Images appear in the records below; leave them out and repeat everything else exactly.

:: SUPPLIED DATA

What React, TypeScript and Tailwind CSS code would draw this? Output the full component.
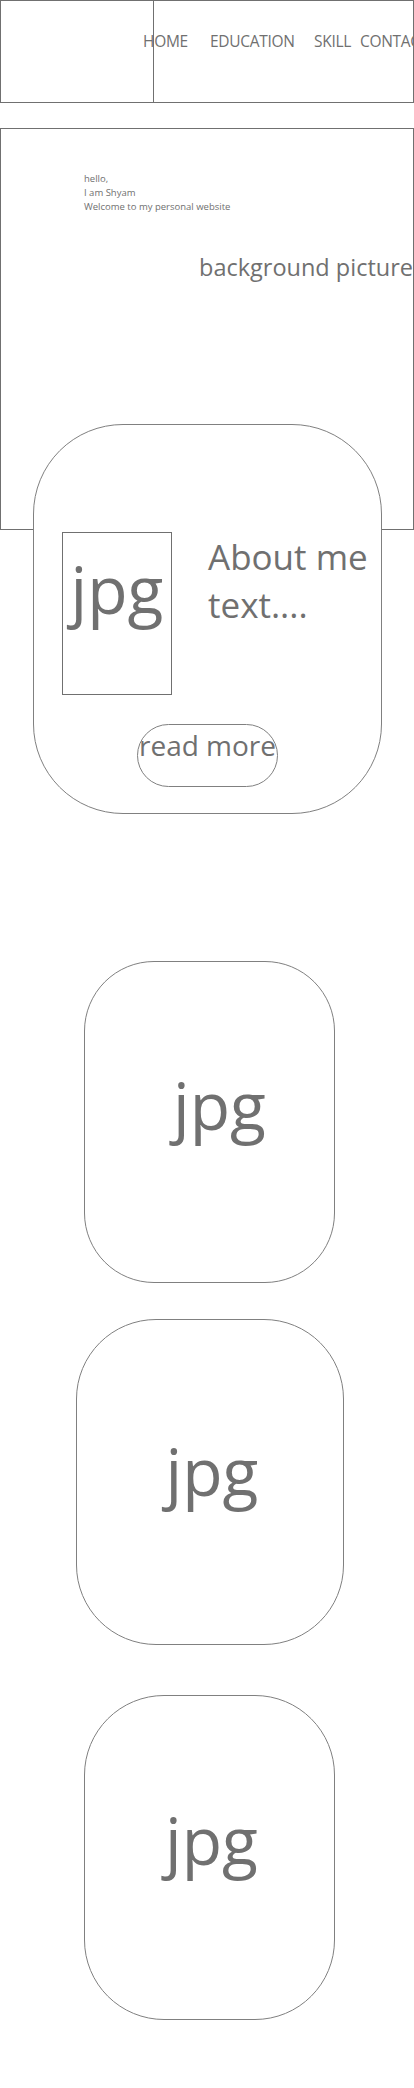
export default function App() {
  const font = { fontFamily: '"Segoe UI", "Open Sans", "Noto Sans", sans-serif' };
  return (
    <div className="w-[414px] overflow-hidden bg-white text-[#707070]" style={font}>
      {/* header */}
      <header className="flex h-[103px] w-[414px] border border-[#707070]">
        <div className="h-full w-[153px] shrink-0 border-r border-[#707070]" />
        <nav className="-ml-[11px] flex items-start whitespace-nowrap pt-[28px] text-[15.5px] leading-[24px] tracking-[-0.3px]">
          <a className="w-[67px] shrink-0">HOME</a>
          <a className="w-[104px] shrink-0">EDUCATION</a>
          <a className="w-[46px] shrink-0">SKILL</a>
          <a className="shrink-0">CONTACT</a>
        </nav>
      </header>

      {/* hero */}
      <section className="mt-[25px] h-[402px] w-[414px] border border-[#707070]">
        <div className="ml-[83px] mt-[43px] text-[9.5px] leading-[14px]">
          <p>hello,</p>
          <p>I am Shyam</p>
          <p>Welcome to my personal website</p>
        </div>
        <p className="ml-[198px] mt-[37px] whitespace-nowrap text-[23.5px] leading-[32px]">background picture</p>
      </section>

      {/* about card */}
      <section className="relative z-10 -mt-[106px] ml-[33px] h-[390px] w-[349px] rounded-[90px] border border-[#808080] bg-white">
        <div className="flex pl-[28px] pt-[107px]">
          <div className="flex h-[163px] w-[110px] shrink-0 justify-center border border-[#707070]">
            <span className="mt-[15px] text-[66px] leading-[80px]">jpg</span>
          </div>
          <p className="ml-[36px] mt-[1px] text-[35px] leading-[48px]">
            About me
            <br />
            text....
          </p>
        </div>
        <div className="ml-[103px] mt-[29px] flex h-[63px] w-[141px] justify-center rounded-full border border-[#808080]">
          <span className="whitespace-nowrap text-[28px] leading-[40px]">read more</span>
        </div>
      </section>

      {/* picture cards */}
      <div className="ml-[84px] mt-[147px] flex h-[322px] w-[251px] items-center justify-center rounded-[70px] border border-[#808080]">
        <span className="translate-x-[10px] -translate-y-[18px] text-[66px] leading-[80px]">jpg</span>
      </div>
      <div className="ml-[76px] mt-[36px] flex h-[326px] w-[268px] items-center justify-center rounded-[80px] border border-[#808080]">
        <span className="translate-x-[2px] -translate-y-[12px] text-[66px] leading-[80px]">jpg</span>
      </div>
      <div className="ml-[84px] mt-[50px] flex h-[325px] w-[251px] items-center justify-center rounded-[80px] border border-[#808080]">
        <span className="translate-x-[2px] -translate-y-[19px] text-[66px] leading-[80px]">jpg</span>
      </div>
      <div className="h-[68px]" />
    </div>
  );
}
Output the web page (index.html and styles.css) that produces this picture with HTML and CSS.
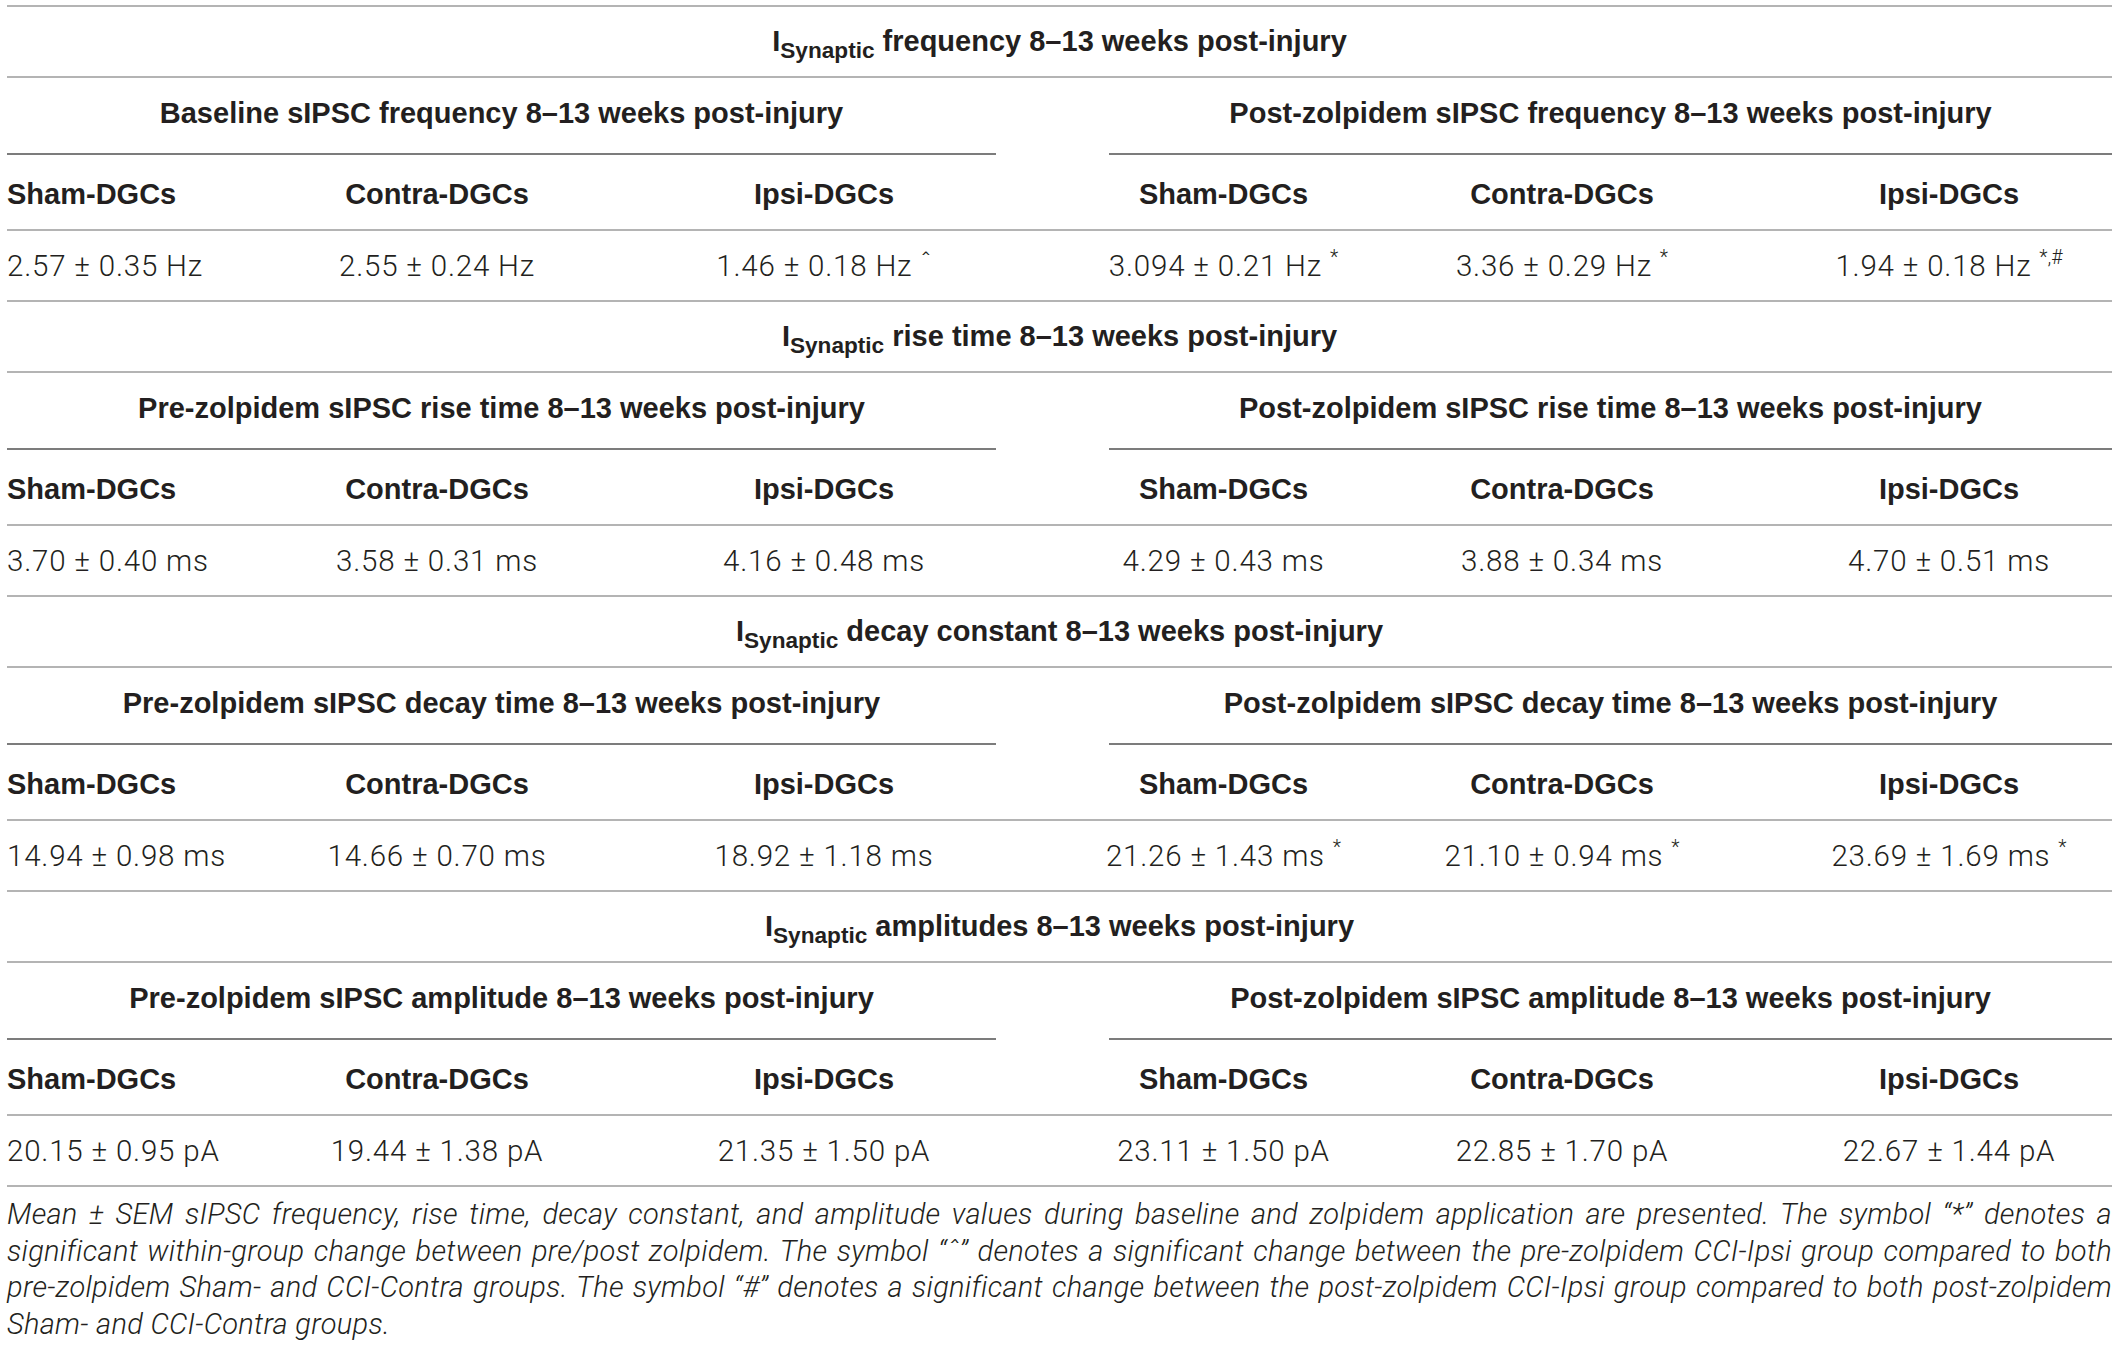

::::

PROBLEM SOLUTION:
What React, TypeScript and Tailwind CSS code would draw this? Output the full component.
export default function App() {
  const font = { fontFamily: '"Segoe UI", "Open Sans", "Noto Sans", sans-serif' };
  return (
    <div className="w-[414px] overflow-hidden bg-white text-[#707070]" style={font}>
      {/* header */}
      <header className="flex h-[103px] w-[414px] border border-[#707070]">
        <div className="h-full w-[153px] shrink-0 border-r border-[#707070]" />
        <nav className="-ml-[11px] flex items-start whitespace-nowrap pt-[28px] text-[15.5px] leading-[24px] tracking-[-0.3px]">
          <a className="w-[67px] shrink-0">HOME</a>
          <a className="w-[104px] shrink-0">EDUCATION</a>
          <a className="w-[46px] shrink-0">SKILL</a>
          <a className="shrink-0">CONTACT</a>
        </nav>
      </header>

      {/* hero */}
      <section className="mt-[25px] h-[402px] w-[414px] border border-[#707070]">
        <div className="ml-[83px] mt-[43px] text-[9.5px] leading-[14px]">
          <p>hello,</p>
          <p>I am Shyam</p>
          <p>Welcome to my personal website</p>
        </div>
        <p className="ml-[198px] mt-[37px] whitespace-nowrap text-[23.5px] leading-[32px]">background picture</p>
      </section>

      {/* about card */}
      <section className="relative z-10 -mt-[106px] ml-[33px] h-[390px] w-[349px] rounded-[90px] border border-[#808080] bg-white">
        <div className="flex pl-[28px] pt-[107px]">
          <div className="flex h-[163px] w-[110px] shrink-0 justify-center border border-[#707070]">
            <span className="mt-[15px] text-[66px] leading-[80px]">jpg</span>
          </div>
          <p className="ml-[36px] mt-[1px] text-[35px] leading-[48px]">
            About me
            <br />
            text....
          </p>
        </div>
        <div className="ml-[103px] mt-[29px] flex h-[63px] w-[141px] justify-center rounded-full border border-[#808080]">
          <span className="whitespace-nowrap text-[28px] leading-[40px]">read more</span>
        </div>
      </section>

      {/* picture cards */}
      <div className="ml-[84px] mt-[147px] flex h-[322px] w-[251px] items-center justify-center rounded-[70px] border border-[#808080]">
        <span className="translate-x-[10px] -translate-y-[18px] text-[66px] leading-[80px]">jpg</span>
      </div>
      <div className="ml-[76px] mt-[36px] flex h-[326px] w-[268px] items-center justify-center rounded-[80px] border border-[#808080]">
        <span className="translate-x-[2px] -translate-y-[12px] text-[66px] leading-[80px]">jpg</span>
      </div>
      <div className="ml-[84px] mt-[50px] flex h-[325px] w-[251px] items-center justify-center rounded-[80px] border border-[#808080]">
        <span className="translate-x-[2px] -translate-y-[19px] text-[66px] leading-[80px]">jpg</span>
      </div>
      <div className="h-[68px]" />
    </div>
  );
}
Output the web page (index.html and styles.css) that produces this picture with HTML and CSS.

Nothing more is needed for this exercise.